Sim, muita. No Brasil fiquei muitas vezes em casas de famílias. Na Bolívia e no Peru as pessoas são muito gentis, mas é mais difícil que te recebam dentro de suas casas. Sempre carreguei uma bandeira brasileira e uma do país por onde passo, isso faz com que as pessoas me identifiquem e o Brasil é muito bem visto em todos os lugares. Muitos cumprimentam e perguntam pela seleção brasileira, Romário, etc. Acho que sentirei uma diferença maior quando sair da América do Sul. No nosso continente tudo é mais fácil - língua, costumes, etc. Falo espanhol e isso ajuda a me sentir em casa.
Clube - Qual está sendo, ou foi, a maior dificuldade nesta primeira etapa da sua jornada?
O maior desafio de uma viagem como essa é conseguir patrocínios, que até agora me faltam. Hoje conto com o patrocínio da Cultura Inglesa e os apoios da Atex lajes nervuradas, BHZ Arquitetura, SOL Serviços On Line, Aliança Francesa, Prudential Bradesco Seguros, Telemig Celular e Rotary Club. Pedalar é a parte fácil da viagem, planejar, colocar no papel e sair de empresa em empresa tentando vender que é a parte difícil. O projeto Pedalando e Educando me dá muito trabalho e gostaria de poder estar fazendo muito mais. No site várias pessoas estão cadastrando e não estou podendo dar atenção. Gostaria de estar seguindo melhor os trabalhos nas escolas.
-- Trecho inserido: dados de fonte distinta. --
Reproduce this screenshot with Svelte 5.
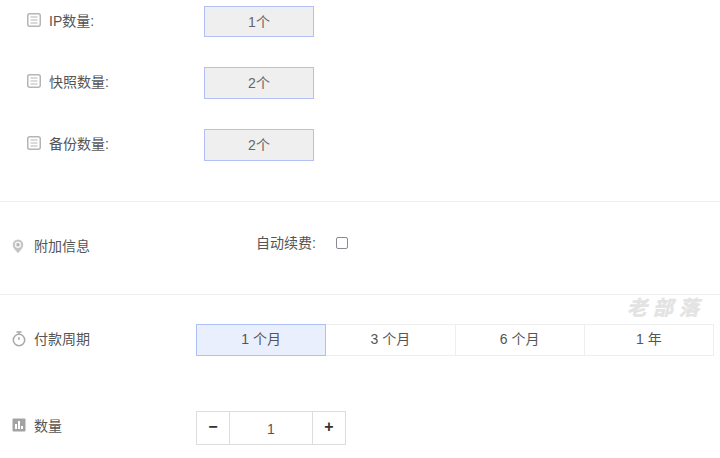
<script>
	const specs = [
		{ label: 'IP数量:', value: '1个' },
		{ label: '快照数量:', value: '2个' },
		{ label: '备份数量:', value: '2个' }
	];
	const periods = ['1 个月', '3 个月', '6 个月', '1 年'];
</script>

<div class="page">
	<section class="specs">
		{#each specs as spec}
			<div class="spec">
				<svg class="doc" width="14" height="14" viewBox="0 0 14 14" aria-hidden="true">
					<rect x="0.75" y="0.75" width="12.5" height="12.5" rx="2" fill="none" stroke="#b5b5b5" stroke-width="1.5" />
					<path d="M3.5 4h7M3.5 7h7M3.5 10h7" stroke="#b5b5b5" stroke-width="1.2" />
				</svg>
				<span class="spec-label">{spec.label}</span>
				<div class="spec-value">{spec.value}</div>
			</div>
		{/each}
	</section>

	<section class="extra">
		<div class="title">
			<svg width="12" height="15" viewBox="0 0 12 15" aria-hidden="true">
				<path d="M6 0.5a5.3 5.3 0 0 1 5.3 5.3c0 3-2.6 5.4-5.3 8.4C3.3 11.2 0.7 8.8 0.7 5.8A5.3 5.3 0 0 1 6 0.5z" fill="#c4c4c4" />
				<circle cx="6" cy="5.8" r="3.2" fill="#f4f4f4" />
				<circle cx="6" cy="5.8" r="1.7" fill="#b5b5b5" />
			</svg>
			<span>附加信息</span>
		</div>
		<div class="renew">
			<span>自动续费:</span>
			<span class="check"></span>
		</div>
	</section>

	<section class="period">
		<div class="title">
			<svg width="14" height="16" viewBox="0 0 14 16" aria-hidden="true">
				<circle cx="7" cy="9" r="5.7" fill="none" stroke="#a8a8a8" stroke-width="1.5" />
				<path d="M4.5 1h5M7 1v2.5M7 6v3" stroke="#a8a8a8" stroke-width="1.4" fill="none" />
			</svg>
			<span>付款周期</span>
		</div>
		<div class="tabs">
			{#each periods as period, i}
				<div class="tab" class:active={i === 0}>{period}</div>
			{/each}
		</div>
		<div class="mark">老部落</div>
	</section>

	<section class="qty">
		<div class="title">
			<svg width="14" height="14" viewBox="0 0 14 14" aria-hidden="true">
				<rect width="13" height="13" x="0.5" y="0.5" rx="1" fill="#a3a3a3" />
				<path d="M3 6h2v5H3zM6 3h2v8H6zM9 8h2v3H9z" fill="#fff" />
			</svg>
			<span>数量</span>
		</div>
		<div class="stepper">
			<div class="step">−</div>
			<div class="num">1</div>
			<div class="step">+</div>
		</div>
	</section>
</div>

<style>
	:global(body) {
		margin: 0;
		background: #fff;
	}
	.page {
		width: 720px;
		height: 458px;
		overflow: hidden;
		font-family: "Liberation Sans", "Noto Sans CJK SC", sans-serif;
		font-size: 14px;
		color: #555;
	}
	.specs {
		display: flex;
		flex-direction: column;
		gap: 30px;
		height: 195px;
		padding: 6px 0 0 27px;
		border-bottom: 1px solid #eee;
	}
	.spec {
		display: flex;
		height: 32px;
	}
	.spec:first-child {
		height: 31px;
	}
	.doc {
		margin-top: 7px;
	}
	.spec-label {
		width: 155px;
		margin-left: 8px;
		margin-top: 6px;
		line-height: 18px;
	}
	.spec-value {
		box-sizing: border-box;
		width: 110px;
		height: 100%;
		background: #efefef;
		border: 1px solid #b4c0f5;
		color: #666;
		line-height: 31px;
		text-align: center;
	}
	.title {
		display: flex;
		align-items: center;
		gap: 8px;
		box-sizing: border-box;
		flex: none;
		width: 196px;
		padding-left: 12px;
	}
	.extra {
		display: flex;
		height: 92px;
		border-bottom: 1px solid #eee;
	}
	.extra .title {
		gap: 10px;
		height: 18px;
		margin-top: 35px;
	}
	.extra .title span,
	.period .title span {
		margin-bottom: 2px;
	}
	.renew {
		display: flex;
		align-items: center;
		gap: 20px;
		height: 18px;
		margin: 31px 0 0 60px;
	}
	.check {
		box-sizing: border-box;
		width: 12px;
		height: 12px;
		margin-top: 1px;
		border: 1.5px solid #8a8a92;
		border-radius: 2px;
	}
	.period {
		position: relative;
		display: flex;
		height: 55px;
		padding-top: 29px;
	}
	.period .title {
		height: 29px;
	}
	.tabs {
		display: flex;
		width: 518px;
		height: 32px;
	}
	.tab {
		box-sizing: border-box;
		flex: 1;
		border: 1px solid #eee;
		border-left: 0;
		color: #555;
		line-height: 29px;
		text-align: center;
	}
	.tab.active {
		background: #e9effd;
		border: 1px solid #adc0f8;
	}
	.mark {
		position: absolute;
		top: 2px;
		left: 627px;
		color: #e3e3e3;
		font-size: 20px;
		font-weight: bold;
		font-style: italic;
		letter-spacing: 6px;
		line-height: 22px;
		-webkit-text-stroke: 0.5px #e3e3e3;
	}
	.qty {
		display: flex;
		align-items: center;
		height: 34px;
		margin-top: 32px;
	}
	.qty .title {
		height: 28px;
		margin-bottom: 6px;
	}
	.stepper {
		display: flex;
		box-sizing: border-box;
		width: 150px;
		height: 34px;
		border: 1px solid #ddd;
	}
	.step {
		width: 32px;
		color: #333;
		font-size: 16px;
		font-weight: bold;
		line-height: 30px;
		text-align: center;
	}
	.num {
		flex: 1;
		border: solid #ddd;
		border-width: 0 1px;
		line-height: 34px;
		text-align: center;
	}
</style>
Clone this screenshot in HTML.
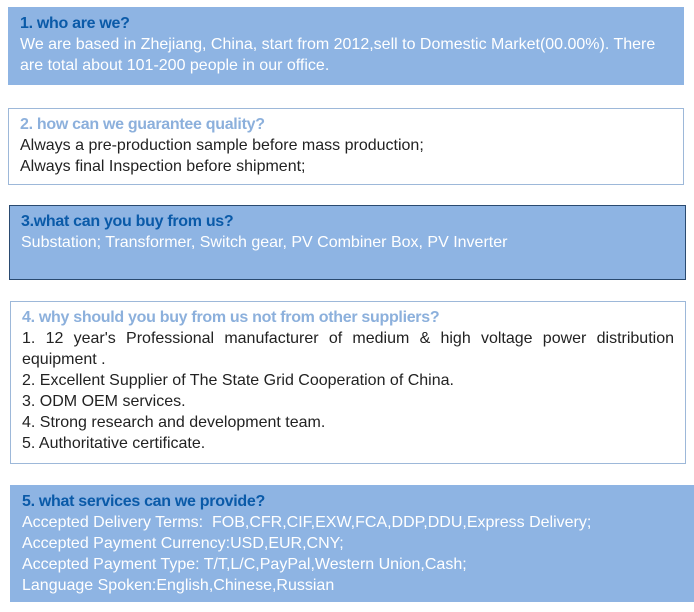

Infelizmente não estou conseguindo enviar todos emails que gostaria e nem sempre consigo acesso à internet. As dificuldades cotidianas são poucas. No pantanal fiquei desidratado e com febre por três dias e no Peru um caminhão me jogou para fora da estrada e torci a mão e me esfolei um pouco. Hoje estou com equipamentos muito simples e às vezes tenho problemas com a bicicleta, meu bagageiro frontal quebrou e tive de fazer um no meio do caminho; minha roda traseira foi trocada duas vezes; meu alforje rasgou em vários lugares; etc. Mas tudo isso já estava previsto, pois quando saí sabia que estava com equipamentos que não resistiriam. Minha idéia é conseguir os patrocínios que faltam e comprar equipamentos melhores na Austrália.
Clube - Você acha que o fato de estar coletando informações para mandar para as escolas do projeto Pedalando e Educando altera de alguma forma sua viagem de bicicleta?
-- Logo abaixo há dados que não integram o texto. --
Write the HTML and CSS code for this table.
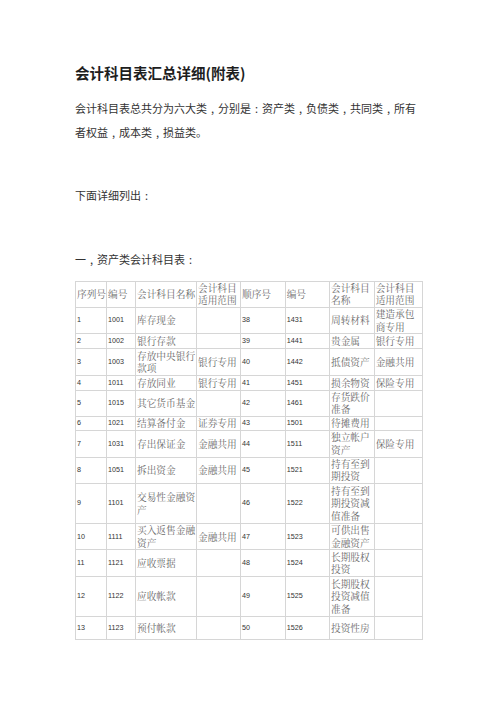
FILE: index.html
```html
<!DOCTYPE html>
<html lang="zh-CN">
<head>
<meta charset="utf-8">
<title>会计科目表汇总详细(附表)</title>
<link rel="stylesheet" href="styles.css">
</head>
<body>
<main class="page">
  <h1 class="title">会计科目表汇总详细(附表)</h1>
  <p class="para p1">会计科目表总共分为六大类<span class="pc">,</span>分别是<span class="pc">:</span>资产类<span class="pc">,</span>负债类<span class="pc">,</span>共同类<span class="pc">,</span>所有者权益<span class="pc">,</span>成本类<span class="pc">,</span>损益类。</p>
  <p class="para p2">下面详细列出<span class="pc">:</span></p>
  <p class="para p3">一<span class="pc">,</span>资产类会计科目表<span class="pc">:</span></p>
  <table class="grid">
    <colgroup>
      <col class="c1"><col class="c2"><col class="c3"><col class="c4">
      <col class="c5"><col class="c6"><col class="c7"><col class="c8">
    </colgroup>
    <tbody>
      <tr class="h2"><td>序列号</td><td>编号</td><td>会计科目名称</td><td>会计科目<br>适用范围</td><td>顺序号</td><td>编号</td><td>会计科目<br>名称</td><td>会计科目<br>适用范围</td></tr>
      <tr class="h2"><td class="n">1</td><td class="n">1001</td><td>库存现金</td><td></td><td class="n">38</td><td class="n">1431</td><td>周转材料</td><td>建造承包<br>商专用</td></tr>
      <tr class="h1"><td class="n">2</td><td class="n">1002</td><td>银行存款</td><td></td><td class="n">39</td><td class="n">1441</td><td>贵金属</td><td>银行专用</td></tr>
      <tr class="h2b"><td class="n">3</td><td class="n">1003</td><td>存放中央银行<br>款项</td><td>银行专用</td><td class="n">40</td><td class="n">1442</td><td>抵债资产</td><td>金融共用</td></tr>
      <tr class="h1"><td class="n">4</td><td class="n">1011</td><td>存放同业</td><td>银行专用</td><td class="n">41</td><td class="n">1451</td><td>损余物资</td><td>保险专用</td></tr>
      <tr class="h2"><td class="n">5</td><td class="n">1015</td><td>其它货币基金</td><td></td><td class="n">42</td><td class="n">1461</td><td>存货跌价<br>准备</td><td></td></tr>
      <tr class="h1"><td class="n">6</td><td class="n">1021</td><td>结算备付金</td><td>证券专用</td><td class="n">43</td><td class="n">1501</td><td>待摊费用</td><td></td></tr>
      <tr class="h2"><td class="n">7</td><td class="n">1031</td><td>存出保证金</td><td>金融共用</td><td class="n">44</td><td class="n">1511</td><td>独立帐户<br>资产</td><td>保险专用</td></tr>
      <tr class="h2"><td class="n">8</td><td class="n">1051</td><td>拆出资金</td><td>金融共用</td><td class="n">45</td><td class="n">1521</td><td>持有至到<br>期投资</td><td></td></tr>
      <tr class="h3"><td class="n">9</td><td class="n">1101</td><td>交易性金融资<br>产</td><td></td><td class="n">46</td><td class="n">1522</td><td>持有至到<br>期投资减<br>值准备</td><td></td></tr>
      <tr class="h2"><td class="n">10</td><td class="n">1111</td><td>买入返售金融<br>资产</td><td>金融共用</td><td class="n">47</td><td class="n">1523</td><td>可供出售<br>金融资产</td><td></td></tr>
      <tr class="h2"><td class="n">11</td><td class="n">1121</td><td>应收票据</td><td></td><td class="n">48</td><td class="n">1524</td><td>长期股权<br>投资</td><td></td></tr>
      <tr class="h3"><td class="n">12</td><td class="n">1122</td><td>应收帐款</td><td></td><td class="n">49</td><td class="n">1525</td><td>长期股权<br>投资减值<br>准备</td><td></td></tr>
      <tr class="hl"><td class="n">13</td><td class="n">1123</td><td>预付帐款</td><td></td><td class="n">50</td><td class="n">1526</td><td>投资性房</td><td></td></tr>
    </tbody>
  </table>
</main>
</body>
</html>
```

FILE: styles.css
```css
html, body {
  margin: 0;
  padding: 0;
  background: #ffffff;
}

.page {
  padding: 63px 0 40px 75px;
  font-family: "Noto Sans CJK SC", "Liberation Sans", sans-serif;
  color: #333333;
}

.title {
  margin: 0;
  font-size: 14.5px;
  line-height: 20px;
  height: 20px;
  font-weight: bold;
  color: #1e1e1e;
  white-space: nowrap;
}

.para {
  margin: 0;
  font-size: 11px;
  line-height: 24.4px;
  color: #333333;
  width: 348px;
}

.pc {
  display: inline-block;
  width: 1em;
  text-align: center;
}

.p1 { margin-top: 13px; }
.p2 { margin-top: 38.6px; }
.p3 { margin-top: 39.2px; }

.grid {
  margin-top: 9.2px;
  width: 347px;
  table-layout: fixed;
  border-collapse: collapse;
  border: 1px solid #d6d6d6;
  font-family: "Noto Serif CJK SC", "Noto Sans CJK SC", serif;
  font-size: 9.7px;
  color: #6a6a6a;
}

.c1 { width: 31px; }
.c2 { width: 29px; }
.c3 { width: 61px; }
.c4 { width: 44px; }
.c5 { width: 44.7px; }
.c6 { width: 44.3px; }
.c7 { width: 44.7px; }
.c8 { width: 48.3px; }

.grid td {
  border: 1px solid #d6d6d6;
  padding: 0 0 0 1px;
  line-height: 12.4px;
  vertical-align: middle;
  white-space: nowrap;
  overflow: hidden;
}

.grid td.n {
  font-family: "Liberation Sans", "DejaVu Sans", sans-serif;
  font-size: 7.2px;
  color: #333333;
}

.h1 { height: 14.2px; }
.h2 { height: 26.4px; }
.h2b { height: 27.8px; }
.h3 { height: 40.2px; }
.hl { height: 23px; }
```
O projeto Pedalando e Educando é o combustível mental da minha viagem. Fico muito feliz quando vejo que as escolas estão participando e que estou podendo contribuir de alguma forma. Para realizar o projeto tive, tenho e terei muito trabalho. A cada quinze dias aproximadamente envio fotos e textos que sempre busco me basear em fontes seguras, isso faz com que dedique algum tempo pesquisando e coletando os dados (algo que faço com muito prazer). Além do tempo de pesquisa também gasto um tempo considerável enviando o material por internet e muitas vezes (quase sempre) dá algum problema. Penso que se não tivesse o projeto minha viagem perderia o sentido.
Clube - Muitos cicloturistas afirmam que a bicicleta faz com que eles sejam bem recebidos nos lugares. Você verifica isso? Existe diferença nesse sentido entre o Brasil e a Bolívia, o primeiro país estrangeiro por onde você passou na viagem?
Claro. A bicicleta é um instrumento incrível para aproximar as pessoas, principalmente crianças. No Brasil muitas vezes me pararam na estrada para dar comida, água, balas, etc. A bicicleta faz com que as pessoas aproximem para conversar e é muito comum que essa conversa se transforme em amizade. Quando chego em algum lugar de bicicleta as pessoas dão um valor especial porque sabem que você se esforçou para conhecer o local onde vivem. Tanto no Brasil como na Bolívia e Peru viajar de bicicleta é algo ainda muito raro. As pessoas não estão acostumadas a ver uma bicicleta cheia de bagagens passando pelas estradas e sempre param para conversar e saber detalhes da aventura.
Clube - O fato de você ter um projeto de educação também interfere de alguma forma nessa receptividade?
Quando me apresento formalmente para alguma instituição o projeto ajuda muito. Quase sempre consigo acesso a livros e materiais interessantes. No dia a dia não falo sobre o projeto. Encontro com as pessoas e falo sobre a viagem, os locais que visitei e respondo as perguntas que normalmente me fazem: E se o pneu furar? Como você faz para dormir? De onde vem? Para onde vai? Não cansa? Etc.
Clube - Você já está longe de casa há alguns meses. Como encara a perspectiva de ficar por mais um longo tempo em viagem?
Faz cinco meses que estou viajando e tenho planos para ficar dois anos e meio viajando. Alguns momentos a saudade da família e dos amigos bate forte, mas a vontade de realizar a viagem supera tudo. Até agora estou bastante contente com tudo e espero que eu fique assim até o final.